I have people pouring what seems like their heart and soul to me because they really want to change and improve their situation.
This is something that I love about being a personal finance blogger – the fact that I can (hopefully) help someone change their life and teach them how to manage their money better.
Many of the questions I receive involve debt and what they can do to change their situation.
Someone told me they had over $200,000 in student loan debt, another person recently told me they had over $100,000 in credit card debt, some are hiding their finance problems from their families, some have told me that they are beyond house poor and they don’t know what to do.
The list goes on and on about the stories that I have heard.
I think the first thing a person needs to do when it comes to eliminating their debt is to realize WHY they are in debt in the first place (the next step is to actively reduce your debt – read How To Eliminate Your Debt).

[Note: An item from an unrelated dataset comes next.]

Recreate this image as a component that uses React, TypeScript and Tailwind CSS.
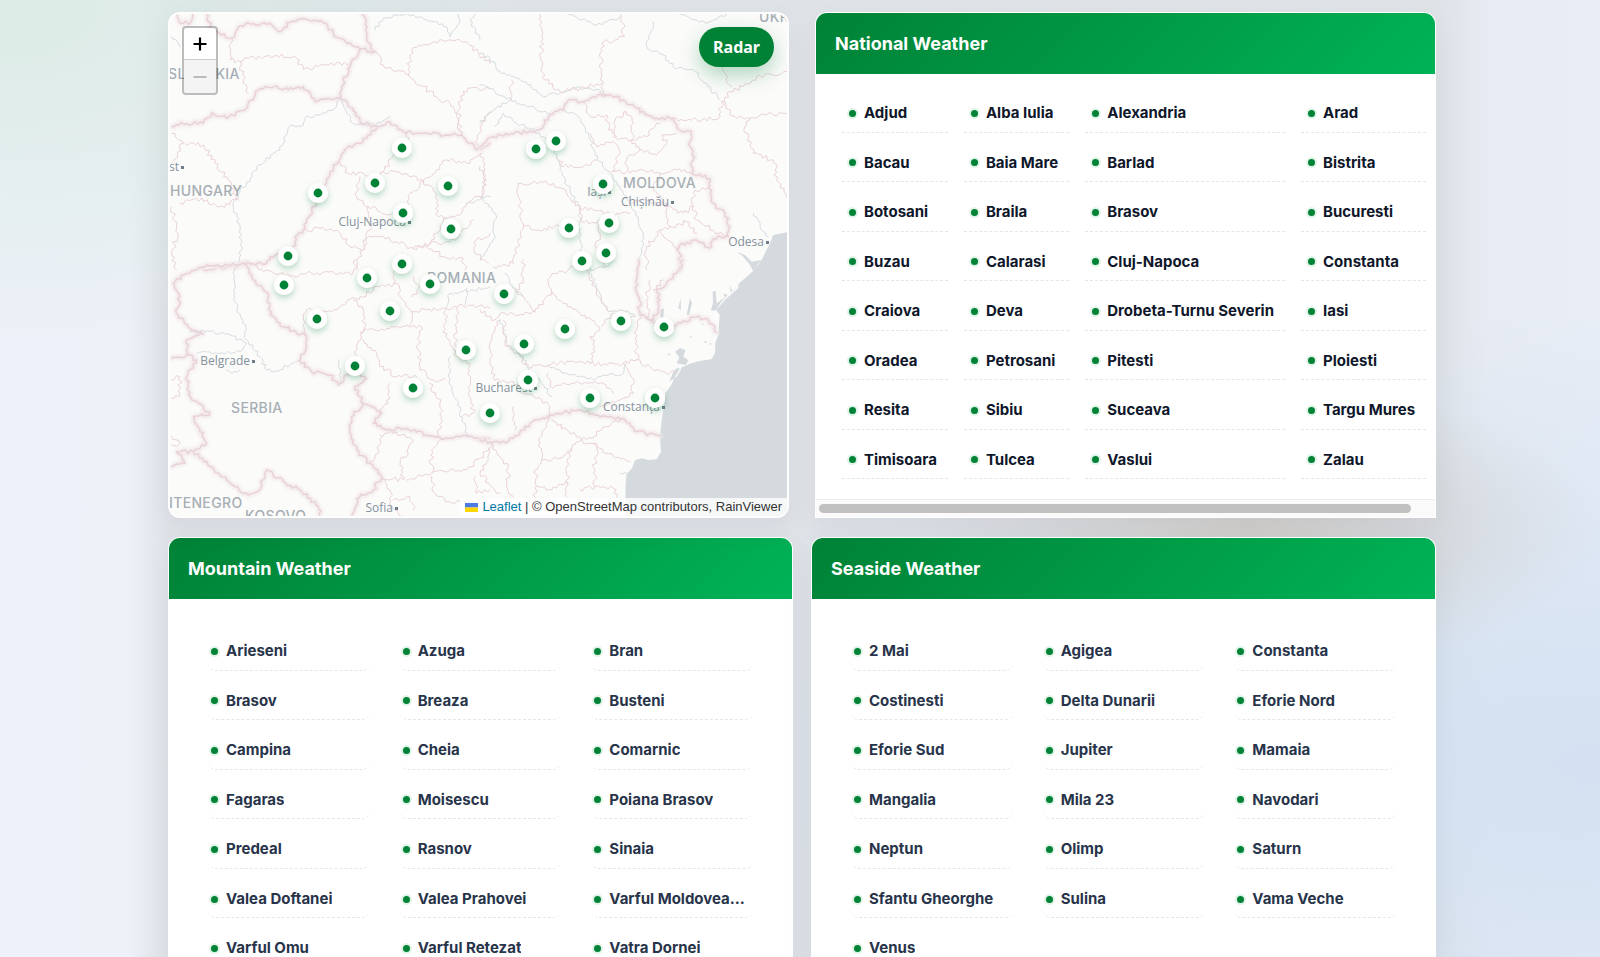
import React from "react";

type Pt = [number, number];

const national = [
  "Adjud", "Alba Iulia", "Alexandria", "Arad",
  "Bacau", "Baia Mare", "Barlad", "Bistrita",
  "Botosani", "Braila", "Brasov", "Bucuresti",
  "Buzau", "Calarasi", "Cluj-Napoca", "Constanta",
  "Craiova", "Deva", "Drobeta-Turnu Severin", "Iasi",
  "Oradea", "Petrosani", "Pitesti", "Ploiesti",
  "Resita", "Sibiu", "Suceava", "Targu Mures",
  "Timisoara", "Tulcea", "Vaslui", "Zalau",
];

const mountain = [
  "Arieseni", "Azuga", "Bran", "Brasov", "Breaza", "Busteni",
  "Campina", "Cheia", "Comarnic", "Fagaras", "Moisescu", "Poiana Brasov",
  "Predeal", "Rasnov", "Sinaia", "Valea Doftanei", "Valea Prahovei", "Varful Moldoveanu",
  "Varful Omu", "Varful Retezat", "Vatra Dornei",
];

const seaside = [
  "2 Mai", "Agigea", "Constanta", "Costinesti", "Delta Dunarii", "Eforie Nord",
  "Eforie Sud", "Jupiter", "Mamaia", "Mangalia", "Mila 23", "Navodari",
  "Neptun", "Olimp", "Saturn", "Sfantu Gheorghe", "Sulina", "Vama Veche", "Venus",
];

const markers: Pt[] = [
  [402, 148], [375, 183], [318, 193], [448, 186], [403, 213], [451, 229], [288, 256], [402, 264],
  [556, 141], [536, 149], [603, 184], [609, 223], [569, 228], [606, 253], [582, 261],
  [284, 285], [367, 278], [430, 284], [390, 311], [317, 319], [355, 366], [413, 388], [466, 350],
  [504, 294], [621, 321], [664, 327], [565, 329], [524, 344], [528, 380], [590, 398], [655, 398], [490, 413],
];

// Map tiles, each drawn at three units per pixel from its own origin.
type Tile = { x: number; y: number; borders: string[]; counties: string[]; rivers: string[] };

const tiles: Tile[] = [
  {
    x: 160, y: 0,
    borders: [
      "140,40 160,95 215,115 235,80 280,70 330,70 355,95 390,68 440,58 490,68 520,100 560,130 600,148 645,155",
      "605,40 622,80 620,110 645,155",
      "50,42 62,70 92,68 98,42",
      "600,148 570,200 550,240 540,295",
      "35,380 80,370 130,370 155,338 200,355 260,325 295,270 350,258 385,270 430,260 465,305 540,295",
      "540,295 580,325 600,365 650,380",
      "650,385 600,430 560,445 535,485 510,515 490,560 455,630 430,690 405,710 400,750 330,770 320,790 270,790 200,800 130,810",
      "650,380 690,365 730,395 790,400 860,405 905,405 950,450 990,430",
    ],
    counties: [
      "215,115 210,180 240,185 265,175 350,165 410,175 430,210 490,195 570,190",
      "240,185 250,240 265,280",
      "645,155 670,195 745,225 790,260 830,290 880,320 905,405",
      "745,225 755,150 800,135 865,120 920,125 990,190",
      "905,405 895,330 910,275 950,262 990,268",
      "950,450 960,380 990,335",
      "75,430 130,435 165,490 205,540 235,600 185,618 110,595 60,610",
      "35,400 70,430 35,490",
      "535,485 565,520 610,520 650,540 670,515 740,520 790,545 830,510 860,480 920,490 965,460",
      "670,515 695,475 750,430 740,400",
      "600,530 590,590 625,620 660,635 700,640",
      "625,620 630,690 610,740",
      "790,545 750,580 740,620 720,650",
      "790,545 830,585 835,650 860,655",
      "965,460 975,540 970,585 920,610 905,640 850,655 830,700 800,740 760,745",
      "430,690 480,685 530,690 570,740 615,745 620,715 670,710 710,725 760,745 810,730 870,725 900,700 940,660",
      "615,745 580,790 590,810",
      "800,740 850,770 910,775 915,810",
      "990,700 950,720 945,760 985,790",
      "35,620 55,700 35,750 50,810",
    ],
    rivers: [
      "540,295 520,330 435,355 430,375 385,382 360,450 290,500 270,545 240,570 220,620 240,680 245,750 225,810",
      "645,90 670,55 735,42 800,60 860,80 870,110",
      "870,110 900,60 890,42",
      "540,295 560,340 580,370 650,375 690,350",
      "960,120 930,60 945,42",
      "920,610 990,590",
      "35,110 60,140",
    ],
  },
  {
    x: 480, y: 0,
    borders: [
      "0,440 40,410 100,402 180,388 210,345 250,330",
      "250,330 265,300 310,305 340,290 385,285 430,300 470,325 500,345 530,355 580,355 605,395 635,395 630,440 640,480 635,520 690,535 690,580 700,610 735,640 750,680 745,710 700,715 690,745 650,720 600,735 600,810",
    ],
    counties: [
      "178,42 188,100 182,180 195,240 240,275 300,265 365,250",
      "420,42 435,110 365,130 362,240 380,290",
      "95,240 90,300",
      "580,355 650,360 720,350 725,305 750,275 790,260 830,230 920,215",
      "725,305 765,350 810,355 860,345 920,340",
      "725,200 755,260",
      "810,355 795,380 820,460 880,480 890,540 920,590",
      "310,305 330,350 380,345 385,390 410,410 400,370 440,335 460,370 455,420 500,410 540,370",
      "330,400 350,440 400,425 420,455 395,515 450,520 490,510 540,520 590,510 635,520",
      "400,410 415,420 455,420 480,450 530,465 560,430 545,405 590,400",
      "480,450 440,480 445,510",
      "540,520 520,570 560,620 610,640 640,620 640,580 690,560",
      "450,610 500,600 560,620 570,680 540,690 500,740 500,810",
      "640,620 650,660 700,690 745,710",
      "570,680 620,665 650,700",
      "230,470 250,500 310,500 350,480",
      "0,500 20,540 5,590",
      "115,550 180,545 220,550 260,580 300,625",
      "115,550 120,600 130,680 170,690 240,680",
      "300,625 305,665 350,670 410,640 450,640",
      "300,625 340,630 390,640",
      "350,670 360,700 345,740 380,800",
      "130,680 110,760 100,790 40,800",
      "540,690 590,750 600,735",
    ],
    rivers: [
      "0,160 30,175 60,215 130,245 170,270 190,290 240,280 300,262 360,270 380,285",
      "250,330 290,345 325,400 345,465 390,520 420,560 450,610 475,660 490,700 485,760 475,810",
      "0,370 40,330 90,300 150,320 210,340",
      "0,255 45,275 95,300",
      "45,380 70,340 110,370 180,400 225,450 240,510 270,570 300,630 300,720 310,810",
      "265,42 350,75 420,50",
      "520,65 500,140 550,165 580,200 640,210 680,250 720,300",
      "820,640 840,680 865,710",
      "0,590 45,640 40,720 0,780",
      "600,42 680,70 740,42",
    ],
  },
  {
    x: 160, y: 260,
    borders: [
      "250,10 280,60 325,100 330,165 370,200 435,225 440,260 420,300 455,335 510,345 535,375 575,330 600,340 620,355 585,380 610,430 575,470 570,520 590,570 630,610 665,650 640,690 590,715 575,768",
      "40,70 80,40 150,18 250,10",
      "40,70 60,110 50,160 90,205 130,222 80,240 80,285 110,300 80,350 85,405 150,465 100,470 140,550 100,575 50,575 75,610 35,620",
      "35,295 80,285",
      "100,575 150,620 200,660 265,705 300,690 320,630 370,665 420,690 475,740 480,768",
      "610,430 665,460 640,490 680,510 740,505 800,525 850,538 920,528 990,535",
    ],
    counties: [
      "250,10 320,30 390,50 440,40 500,35 575,45 590,0",
      "440,150 500,155 545,135 600,110 660,80 710,70 720,110 755,155",
      "440,150 430,180 440,225",
      "580,120 610,150 615,200 590,260 585,300",
      "600,215 680,205 740,195 785,200 775,270 780,330 820,360 855,355",
      "755,155 750,195",
      "610,240 650,280 660,320 710,350 770,350",
      "690,370 685,430 660,460",
      "810,370 840,430 845,500 830,530",
      "755,155 800,150 860,145 850,200 870,250 890,290 930,310 930,390 940,460 905,470",
      "890,145 885,280",
      "860,145 940,135 990,145",
      "700,70 715,0",
      "660,525 700,520 755,535 740,590 720,600 730,660 665,655",
      "665,530 655,580 630,605",
      "850,538 815,570 815,640 740,660",
      "815,640 870,630 920,630 990,565",
      "815,650 825,700 880,730 940,720",
      "945,650 950,700 990,690",
      "665,655 690,690 690,740 730,768",
      "700,720 750,710 760,750",
      "760,50 780,80 755,110",
      "35,360 60,350 60,400 35,415",
      "35,530 60,550 35,555",
    ],
    rivers: [
      "225,25 220,90 230,150 250,180 260,240 300,290 320,330 345,333 420,300",
      "90,215 150,215 210,225 260,250 240,275 180,280 110,280",
      "535,300 545,370",
      "870,290 865,350 890,420 925,530",
      "860,140 870,100 940,90 990,80",
      "920,85 915,135",
      "200,330 215,340 240,330",
    ],
  },
  {
    x: 480, y: 260,
    borders: [
      "475,0 468,60 478,120 480,165 510,180 550,200 590,195 640,172 680,175 705,200 710,218",
      "610,0 590,40 560,70 530,90 540,120 530,165 510,180",
      "0,540 60,550 100,535 150,490 210,465 300,450 360,470 430,475 470,515 540,528",
    ],
    counties: [
      "0,150 45,180 60,160 130,165 165,155 215,95 205,70 225,40 290,20",
      "215,95 250,130 300,160 345,190 360,210 330,230 345,260 330,310",
      "60,180 35,240 30,310 45,360",
      "70,180 75,250 110,280 145,320 205,315 270,305 330,310 380,315 430,310 470,300 470,210 480,165",
      "365,200 400,160 465,170",
      "430,310 460,355 460,400 420,420 360,440",
      "470,300 510,320 550,335 590,340",
      "205,340 210,380 290,365 370,370 400,400",
      "45,360 100,365 130,400 185,420 210,440 205,480",
      "100,440 105,510",
      "205,470 200,500 180,550 185,600 240,595 275,565 305,540 260,510 215,480",
      "305,540 335,535 380,500 430,475",
      "305,540 350,560 340,640 345,680 300,690",
      "275,565 260,620 265,670 215,690 170,680 165,630 185,600",
      "340,550 400,590 450,605",
      "35,550 60,590 85,620 80,680 100,712",
      "35,550 25,600 0,640 25,670 60,700",
      "265,670 260,712", "165,680 165,712", "345,680 400,685 410,712",
      "380,150 345,80 320,20",
      "130,0 130,60 110,100 165,155",
      "510,60 500,120 510,180", "550,60 520,90",
    ],
    rivers: [
      "205,315 260,340 340,360 370,345 430,340 440,310",
      "320,0 350,90 385,155 420,150 465,165",
      "60,180 80,250 130,290 145,325 185,370 215,410",
      "75,40 95,75 130,110",
      "305,30 330,30 380,20 400,0",
      "420,640 440,640",
    ],
  },
];

const parse = (s: string): Pt[] => s.split(" ").map((p) => p.split(",").map(Number) as Pt);

// Splits every stretch of a line into short steps with a repeatable sideways jitter.
function rough(source: string, amp: number): string {
  const pts = parse(source);
  let seed = Math.round(pts[0][0] * 31 + pts[0][1] * 17 + pts.length * 7) + 1;
  const rnd = () => {
    seed = (seed * 16807) % 2147483647;
    return seed / 2147483647 - 0.5;
  };
  rnd();
  let d = `M${pts[0][0]} ${pts[0][1]}`;
  for (let i = 1; i < pts.length; i++) {
    const [ax, ay] = pts[i - 1];
    const [bx, by] = pts[i];
    const len = Math.hypot(bx - ax, by - ay) || 1;
    const n = Math.max(1, Math.round(len / 8));
    for (let k = 1; k <= n; k++) {
      const t = k / n;
      const j = k === n ? 0 : rnd() * amp;
      d += `L${(ax + (bx - ax) * t - ((by - ay) / len) * j).toFixed(1)} ${(ay + (by - ay) * t + ((bx - ax) / len) * j).toFixed(1)}`;
    }
  }
  return d;
}

const countries: { t: string; x: number; y: number }[] = [
  { t: "SLOVAKIA", x: 168, y: 79 },
  { t: "HUNGARY", x: 170, y: 196 },
  { t: "MOLDOVA", x: 623, y: 188 },
  { t: "ROMANIA", x: 427, y: 283 },
  { t: "SERBIA", x: 231, y: 413 },
  { t: "MONTENEGRO", x: 138, y: 508 },
  { t: "KOSOVO", x: 245, y: 521 },
  { t: "UKRAINE", x: 759, y: 22 },
];

const towns: { t: string; x: number; y: number }[] = [
  { t: "Budapest", x: 179, y: 171 },
  { t: "Cluj-Napoca", x: 406, y: 226 },
  { t: "Iași", x: 606, y: 196 },
  { t: "Chișinău", x: 669, y: 206 },
  { t: "Odesa", x: 764, y: 246 },
  { t: "Belgrade", x: 250, y: 365 },
  { t: "Bucharest", x: 532, y: 392 },
  { t: "Constanța", x: 660, y: 411 },
  { t: "Sofia", x: 393, y: 512 },
];

function MapDrawing() {
  return (
    <svg
      viewBox="170 14 617 502"
      preserveAspectRatio="xMidYMid slice"
      className="block h-full w-full"
      role="img"
      aria-label="Weather map"
    >
      <defs>
        <filter id="pin" x="-100%" y="-100%" width="300%" height="300%">
          <feDropShadow dx="0" dy="3" stdDeviation="3" floodColor="#008236" floodOpacity="0.3" />
        </filter>
        <filter id="halo" x="-5%" y="-5%" width="110%" height="110%">
          <feGaussianBlur stdDeviation="5" />
        </filter>
      </defs>
      <rect x="150" y="0" width="660" height="530" fill="#fbfbfa" />
      <path
        transform="translate(480 260) scale(0.3333)"
        fill="#d4dadd"
        d="M925-84L880-75L870-50L845 0L835 10L820 32L800 50L775 72L760 90L740 108L722 128L708 150L719 164L715 225L706 250L705 280L694 298L655 304L628 312L600 325L585 350L574 375L556 400L552 440L545 480L540 530L543 575L530 598L505 600L485 595L465 601L456 625L440 642L437 670L435 800H960V-84Z
           M845 0L820 32L806 10L790-10L770-25L795-15L815 5Z
           M708 150L693 152L699 128L698 95L707 92L710 130L735 112L730 100L742 105L752 98L750 72L757 95L775 72L775 85L740 115Z
           M585 275L600 264L617 270L610 290L625 300L618 315L590 310L598 292ZM568 365L580 335L590 325L605 325L590 350ZM545 190L538 150L552 145L550 175ZM595 145L602 115L603 150ZM620 165L630 115L636 130L627 165ZM500 165L520 185L512 192Z
           M627 230l8-2l-2 6zM672 243l10 2l-6 5zM690 248l6 4l-8 2zM562 280l10 2l-5 5zM665 190l8 4l-7 2z"
      />
      {tiles.map((tile) => (
        <g
          key={`${tile.x}-${tile.y}`}
          transform={`translate(${tile.x} ${tile.y}) scale(0.3333)`}
          fill="none"
          strokeLinejoin="round"
          strokeLinecap="round"
        >
          <g filter="url(#halo)">
            {tile.borders.map((s) => (
              <path key={s} d={rough(s, 14)} stroke="#f3e9eb" strokeWidth="14" />
            ))}
          </g>
          {tile.rivers.map((s) => (
            <path key={s} d={rough(s, 11)} stroke="#d5d9dd" strokeWidth="2.8" />
          ))}
          {tile.counties.map((s) => (
            <path key={s} d={rough(s, 15)} stroke="#ead2d7" strokeWidth="3" />
          ))}
          {tile.borders.map((s) => (
            <path key={s} d={rough(s, 12)} stroke="#e8d1d6" strokeWidth="4" />
          ))}
        </g>
      ))}
      <g fill="#a6aeb4" fontSize="14" className="font-['Inter',sans-serif] font-medium tracking-wide">
        {countries.map((c) => (
          <text key={c.t} x={c.x} y={c.y}>{c.t}</text>
        ))}
      </g>
      <g fill="#85919c" fontSize="12" textAnchor="end" className="font-['Open_Sans',sans-serif] font-medium">
        {towns.map((c) => (
          <g key={c.t}>
            <text x={c.x} y={c.y}>{c.t}</text>
            <rect x={c.x + 2} y={c.y - 5} width="3" height="3" fill="#6f7d89" />
          </g>
        ))}
      </g>
      {markers.map(([x, y]) => (
        <g key={`${x}-${y}`}>
          <circle cx={x} cy={y} r="10" fill="#fff" filter="url(#pin)" />
          <circle cx={x} cy={y} r="4.4" fill="#008236" />
        </g>
      ))}
    </svg>
  );
}

function WeatherMap() {
  return (
    <section className="relative h-[506px] overflow-hidden rounded-xl border-2 border-white/80 bg-[#fbfbfa] shadow-[0_10px_30px_rgba(15,23,42,0.05)]">
      <MapDrawing />
      <div className="absolute top-3 left-3 flex w-9 flex-col rounded border-2 border-black/25 bg-clip-padding">
        <button type="button" aria-label="Zoom in" className="flex h-8 items-center justify-center rounded-t-sm border-b border-[#ccc] bg-white">
          <svg width="14" height="14" viewBox="0 0 14 14" stroke="#000" strokeWidth="2.2"><path d="M7 0.5V13.5M0.5 7H13.5" /></svg>
        </button>
        <button type="button" aria-label="Zoom out" disabled className="flex h-[33px] items-center justify-center rounded-b-sm bg-[#f4f4f4]">
          <svg width="14" height="14" viewBox="0 0 14 14" stroke="#bbb" strokeWidth="2"><path d="M0.5 7H13.5" /></svg>
        </button>
      </div>
      <button
        type="button"
        className="absolute top-[13px] right-[13px] h-10 rounded-full bg-[#008236] px-[14px] font-['Noto_Sans',sans-serif] text-base font-bold text-white shadow-[0_8px_20px_rgba(0,130,54,0.3)]"
      >
        Radar
      </button>
      <div className="absolute right-0 bottom-0 flex h-[18px] items-center gap-1 bg-white/80 px-[5px] font-['Liberation_Sans',sans-serif] text-[13px] whitespace-nowrap text-[#333]">
        <svg width="13" height="9" viewBox="0 0 13 9"><path fill="#4c7be1" d="M0 0h13v4.5H0z" /><path fill="#ffd500" d="M0 4.5h13V9H0z" /></svg>
        <span><a href="#leaflet" className="text-[#0078a8]">Leaflet</a> | © OpenStreetMap contributors, RainViewer</span>
      </div>
    </section>
  );
}

function CardHeader({ title }: { title: string }) {
  return (
    <header className="flex h-[61px] items-center bg-linear-135 from-[#008236] to-[#00b356] px-[19px]">
      <h2 className="text-lg font-bold text-white">{title}</h2>
    </header>
  );
}

function Dot() {
  return <span className="size-[7px] shrink-0 rounded-full bg-[#008236] shadow-[0_0_0_2px_rgba(0,166,62,0.12)]" />;
}

function CityCard({ title, cities }: { title: string; cities: string[] }) {
  return (
    <section className="overflow-hidden rounded-xl border border-white/70 bg-white shadow-[0_10px_30px_rgba(15,23,42,0.05)]">
      <CardHeader title={title} />
      <ul className="grid h-[401px] grid-cols-3 gap-x-[30px] px-[39px] pt-[22px] pb-8">
        {cities.map((c) => (
          <li key={c} className="min-w-0">
            <a href="#city" className="flex h-full items-center gap-2 rounded-lg border-b border-dashed border-[#e2e8ea] pt-3 pr-2 pl-[3px] text-[15px] font-bold text-[#28344a]">
              <Dot />
              <span className="truncate">{c}</span>
            </a>
          </li>
        ))}
      </ul>
    </section>
  );
}

function NationalCard() {
  return (
    <section className="flex h-[506px] flex-col overflow-hidden rounded-t-xl border border-white/70 bg-white shadow-[0_10px_30px_rgba(15,23,42,0.05)]">
      <CardHeader title="National Weather" />
      <div className="flex-1 overflow-hidden pt-[9px] pr-2 pl-[26px]">
        <ul className="grid h-[396px] w-max grid-cols-[repeat(4,auto)] gap-x-4">
          {national.map((c) => (
            <li key={c}>
              <a href="#city" className="flex h-full items-center gap-2 border-b border-dashed border-[#e2e8ea] pt-3 pr-[11px] pl-[7px] text-[15px] font-bold whitespace-nowrap text-[#0f172a]">
                <Dot />
                {c}
              </a>
            </li>
          ))}
        </ul>
      </div>
      <div className="flex h-[18px] items-center border-t border-[#ececec] bg-[#fafafa] px-[3px]">
        <div className="h-[9px] w-[96.5%] rounded-full bg-[#c1c1c1]" />
      </div>
    </section>
  );
}

export default function App() {
  return (
    <div className="h-screen overflow-hidden bg-[radial-gradient(ellipse_at_0%_0%,#dbebe5_0%,transparent_26%),radial-gradient(ellipse_at_78%_55%,#d0cecb_0%,transparent_20%),radial-gradient(ellipse_at_100%_80%,#d3e1f2_0%,transparent_42%),linear-gradient(90deg,#edf1f9_0%,#edf1f8_8%,#dfe3e8_10.5%,#dfe3e8_90%,#e7ebf3_93%,#e8edf6_100%)] pl-1 font-['Inter',sans-serif]">
      <main className="mx-auto max-w-[1268px] pt-3">
        <div className="grid grid-cols-2 gap-[26px]">
          <WeatherMap />
          <NationalCard />
        </div>
        <div className="mt-[19px] grid grid-cols-2 gap-[18px]">
          <CityCard title="Mountain Weather" cities={mountain} />
          <CityCard title="Seaside Weather" cities={seaside} />
        </div>
      </main>
    </div>
  );
}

If you don’t know what your problem is, then it would be hard to make a positive change.
Yes, it is great to just start attacking your debt, but you also don’t want to fall into a vicious cycle of going into debt over and over again.
Here are some of the many reasons for why you may be in debt.
You think that you have plenty of time to pay your debt off.
When I was in the middle of paying off my $40,000 worth of student loan debt, I remember being asked why I wanted to get rid of my student loan debt so quickly.
You know the saying about how there is no such thing as a stupid question?
Well, I thought that question was extremely stupid. I thought (and still think) it was probably the most stupid question I have ever been asked or heard.
I can’t remember the conversation exactly, but I remember them saying something about how I’m young and I should enjoy my money more and that I can worry about my student loans later.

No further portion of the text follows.